En la escuela el que no estudiaba suspendía y el que suspendía repetía curso. Conocí bastantes repetidores, pero no recuerdo ningún trauma. En la adolescencia mis padres me impidieron unas cuantas cosas: dejarme el pelo muy largo, meterme en un equipo de fútbol de macarras y frecuentar malos antros. También por eso les estaré eternamente agradecido. Y ellos tampoco necesitaban apoyo psicológico ni asesoramiento legal para mantenerme en el buen camino.
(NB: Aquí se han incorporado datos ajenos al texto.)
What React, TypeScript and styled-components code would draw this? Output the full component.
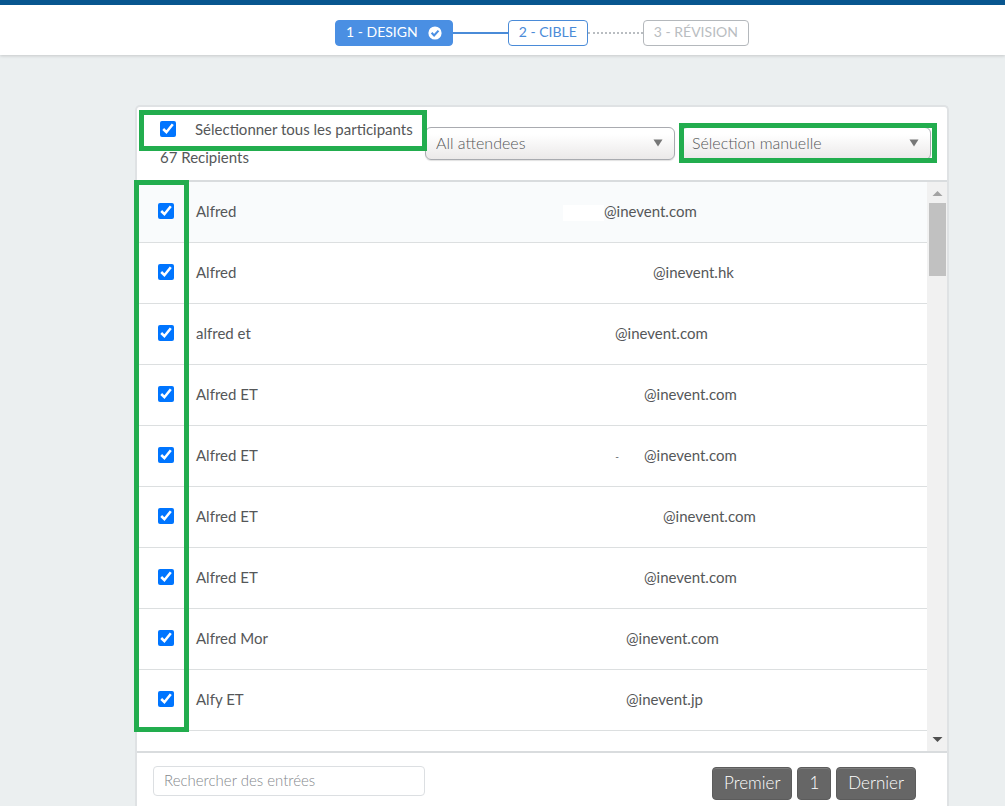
import React from "react";
import styled, { createGlobalStyle, css } from "styled-components";

const GlobalStyle = createGlobalStyle`
  *, *::before, *::after { box-sizing: border-box; }
  html, body { margin: 0; background: #ebeff0; overflow: hidden; }
  body, button, input, select {
    font-family: Lato, "Liberation Sans", sans-serif;
    font-size: 15px;
    color: #555759;
  }
`;

const Page = styled.div`
  overflow: hidden;
`;

const TopBar = styled.header`
  height: 55px;
  padding: 15px 56px 0 135px;
  background: #fff;
  border-top: 5px solid #08568f;
  box-shadow: 0 1px 3px rgba(0, 0, 0, 0.16);
`;

const Stepper = styled.nav`
  display: flex;
  align-items: center;
  justify-content: center;
`;

type StepState = "done" | "current" | "upcoming";

const stepStyles = {
  done: css`
    background: #4a8fe3;
    border-color: #4a8fe3;
    color: #fff;
  `,
  current: css`
    background: #fff;
    border-color: #4a8bd8;
    color: #4a8bd8;
  `,
  upcoming: css`
    background: #fff;
    border-color: #b4b8bc;
    color: #b9bdc1;
  `,
};

const Step = styled.button<{ $state: StepState }>`
  display: flex;
  align-items: center;
  gap: 10px;
  height: 26px;
  padding: 0 10px 3px;
  border: 1px solid;
  border-radius: 4px;
  font-size: 14px;
  line-height: 20px;
  white-space: nowrap;
  ${({ $state }) => stepStyles[$state]}
`;

const StepIcon = styled.svg`
  width: 14px;
  height: 14px;
  margin-top: 3px;
`;

const StepLine = styled.span<{ $dotted?: boolean }>`
  width: 55px;
  border-top: 2px ${({ $dotted }) => ($dotted ? "dotted #b9bdc1" : "solid #4a8bd8")};
`;

const Main = styled.main`
  padding: 50px 56px 0 135px;
`;

const Card = styled.section`
  background: #fff;
  border: 2px solid #dfe2e4;
  border-bottom: 0;
  border-radius: 5px 5px 0 0;
`;

const CardHeader = styled.div`
  display: flex;
  gap: 6px;
  height: 73px;
  padding: 8px 16px 0 23px;
`;

const Summary = styled.div`
  flex: 1;
  line-height: 28px;
  margin-right: -6px;
  white-space: nowrap;
`;

const highlight = css`
  content: "";
  position: absolute;
  z-index: 1;
  border: 5px solid #22ad4e;
  pointer-events: none;
`;

const SelectAll = styled.label`
  position: relative;
  display: flex;
  align-items: center;
  gap: 19px;

  &::after {
    ${highlight}
    inset: -5px -2px -8px -21px;
  }
`;

const Checkbox = styled.input.attrs({ type: "checkbox" })`
  display: block;
  width: 16px;
  height: 16px;
  margin: 0;
  accent-color: #0075ff;
`;

const SelectBox = styled.div<{ $highlighted?: boolean }>`
  position: relative;
  flex: 0 0 250px;
  height: 33px;
  margin-top: 12px;

  ${({ $highlighted }) =>
    $highlighted &&
    css`
      &::after {
        ${highlight}
        inset: -4px -6px -3px -2px;
      }
    `}
`;

const Select = styled.select`
  appearance: none;
  display: block;
  width: 100%;
  height: 33px;
  padding: 0 32px 3px 10px;
  border: 1px solid #a9abb0;
  border-radius: 6px;
  background: linear-gradient(#fff 20%, #ebe9e9);
  box-shadow: 0 1px 1px rgba(0, 0, 0, 0.12);
  font-size: 16px;
  font-weight: 300;
`;

const SelectArrow = styled.svg`
  position: absolute;
  top: 12px;
  right: 12px;
  width: 10px;
  height: 8px;
  fill: #777;
  pointer-events: none;
`;

const ListArea = styled.div`
  position: relative;
  display: flex;
  height: 573px;
  border-top: 2px solid #d9dcde;
  border-bottom: 2px solid #d9dcde;

  &::after {
    ${highlight}
    top: -2px;
    left: -3px;
    width: 55px;
    height: 552px;
  }
`;

const Table = styled.table`
  flex: 1;
  align-self: flex-start;
  border-spacing: 0;
  table-layout: fixed;
`;

const Row = styled.tr<{ $active?: boolean }>`
  height: 61px;
  background: ${({ $active }) => ($active ? "#f9fbfc" : "#fff")};
`;

const Cell = styled.td`
  padding: 0 0 2px;
  border-bottom: 1px solid #dcdfe0;
  line-height: 20px;
  white-space: nowrap;
`;

const CheckCell = styled(Cell)`
  width: 59px;
  padding-left: 21px;
`;

const NameCell = styled(Cell)`
  width: 367px;
`;

const Masked = styled.span<{ $width: number }>`
  display: inline-block;
  width: ${({ $width }) => $width}px;
  height: 16px;
  padding-right: 25px;
  background: #fff;
  vertical-align: middle;
  font-size: 10px;
  line-height: 14px;
  text-align: right;
`;

const ScrollTrack = styled.div`
  display: flex;
  flex: 0 0 20px;
  flex-direction: column;
  align-items: center;
  background: #f1f1f1;
`;

const ScrollThumb = styled.div`
  width: 17px;
  height: 73px;
  margin-bottom: auto;
  background: #c1c1c1;
`;

const ScrollArrow = styled.svg<{ $color: string }>`
  width: 20px;
  height: 21px;
  fill: ${({ $color }) => $color};
`;

const CardFooter = styled.div`
  display: flex;
  align-items: flex-start;
  justify-content: space-between;
  height: 80px;
  padding: 13px 31px 0 16px;
`;

const SearchInput = styled.input`
  width: 272px;
  height: 30px;
  padding: 0 10px 3px;
  border: 1px solid #dcdfe2;
  border-radius: 4px;
  outline: 0;
  font-weight: 300;

  &::placeholder {
    color: #85888c;
    opacity: 1;
  }
`;

const Pager = styled.div`
  display: flex;
  gap: 5px;
  padding-top: 1px;
`;

const PageButton = styled.button`
  height: 33px;
  padding: 0 11px 3px;
  border: 1px solid #5c5c5c;
  border-radius: 4px;
  background: #666;
  box-shadow: inset 0 1px 0 #7d7d7d;
  color: #fff;
  font-size: 17px;
  font-weight: 300;
`;

const attendees = [
  { name: "Alfred", masked: 41, domain: "@inevent.com" },
  { name: "Alfred", masked: 90, domain: "@inevent.hk" },
  { name: "alfred et", masked: 52, domain: "@inevent.com" },
  { name: "Alfred ET", masked: 81, domain: "@inevent.com" },
  { name: "Alfred ET", masked: 81, domain: "@inevent.com", trace: "-" },
  { name: "Alfred ET", masked: 100, domain: "@inevent.com" },
  { name: "Alfred ET", masked: 81, domain: "@inevent.com" },
  { name: "Alfred Mor", masked: 63, domain: "@inevent.com" },
  { name: "Alfy ET", masked: 63, domain: "@inevent.jp" },
];

function Dropdown({ label, highlighted }: { label: string; highlighted?: boolean }) {
  return (
    <SelectBox $highlighted={highlighted}>
      <Select aria-label={label}>
        <option>{label}</option>
      </Select>
      <SelectArrow viewBox="0 0 10 8" aria-hidden="true">
        <path d="M0.5 0.5h9L5 7.5z" />
      </SelectArrow>
    </SelectBox>
  );
}

export default function App() {
  return (
    <Page>
      <GlobalStyle />
      <TopBar>
        <Stepper>
          <Step $state="done">
            1 - DESIGN
            <StepIcon viewBox="0 0 14 14" aria-hidden="true">
              <circle cx="7" cy="7" r="6.6" fill="#fff" />
              <path d="M3.6 6.8l2.5 2.6 4.4-4.8" fill="none" stroke="#4a8fe3" strokeWidth="2.1" />
            </StepIcon>
          </Step>
          <StepLine />
          <Step $state="current">2 - CIBLE</Step>
          <StepLine $dotted />
          <Step $state="upcoming">3 - RÉVISION</Step>
        </Stepper>
      </TopBar>
      <Main>
        <Card>
          <CardHeader>
            <Summary>
              <SelectAll>
                <Checkbox defaultChecked />
                Sélectionner tous les participants
              </SelectAll>
              <div>67 Recipients</div>
            </Summary>
            <Dropdown label="All attendees" />
            <Dropdown label="Sélection manuelle" highlighted />
          </CardHeader>
          <ListArea>
            <Table>
              <tbody>
                {attendees.map(({ name, masked, domain, trace }, i) => (
                  <Row key={i} $active={i === 0}>
                    <CheckCell>
                      <Checkbox defaultChecked aria-label={name} />
                    </CheckCell>
                    <NameCell>{name}</NameCell>
                    <Cell>
                      <Masked $width={masked}>{trace}</Masked>
                      {domain}
                    </Cell>
                  </Row>
                ))}
              </tbody>
            </Table>
            <ScrollTrack>
              <ScrollArrow $color="#a3a3a3" viewBox="0 0 20 21" aria-hidden="true">
                <path d="M5.500 14h10L10.500 9z" />
              </ScrollArrow>
              <ScrollThumb />
              <ScrollArrow $color="#505050" viewBox="0 0 20 21" aria-hidden="true">
                <path d="M5.500 7h10L10.500 12z" />
              </ScrollArrow>
            </ScrollTrack>
          </ListArea>
          <CardFooter>
            <SearchInput type="search" placeholder="Rechercher des entrées" aria-label="Rechercher des entrées" />
            <Pager>
              <PageButton>Premier</PageButton>
              <PageButton>1</PageButton>
              <PageButton>Dernier</PageButton>
            </Pager>
          </CardFooter>
        </Card>
      </Main>
    </Page>
  );
}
Les salía con naturalidad.
Cuando llegó la edad para ir a la universidad, la alternativa era obvia y transparente: o estudiabas sin tropiezos una buena carrera o, si no, te ibas al andamio o retornabas a cuidar las vacas en la aldea. Nuestros mayores trabajaban de sol a sol y su sacrificio no admitía nuestros regateos. En aquel entonces aún no había fiscales de menores, pero no solíamos delinquir los menores. Tampoco pegábamos ni insultábamos a padres ni maestros. Parece que fue hace mil años.

2 comentarios:

Anónimo dijo...

"En la adolescencia mis padres me impidieron unas cuantas cosas: dejarme el pelo muy largo (...) por eso les estaré eternamente agradecido"

Eeeeh... ¿conoce el cuento de "La zorra y las uvas"?

;-)

Juan Antonio García Amado dijo...

Muy estimado Ante Todo: Siempre tan sutil,perspicaz e implacable. Nunca se espera menos de usted y ése es el valor añadido de sus comentarios. ¿Que estaban verdes? Es posible que algo de eso haya. Pero probablemente también quedó algo de una lección más sutil: que las rebeldías meramene simbólicas no son más que rebeldías simbólicas, rebeldías del tres al cuarto, que un pueblerino con el pelo largo no es más que un pueblerino con el pelo largo, y que, puestos a formar parte de alguna tribu, por qué no la tribu del pueblo de uno. El paso siguiente es la conciencia de que no hay tribu que valga.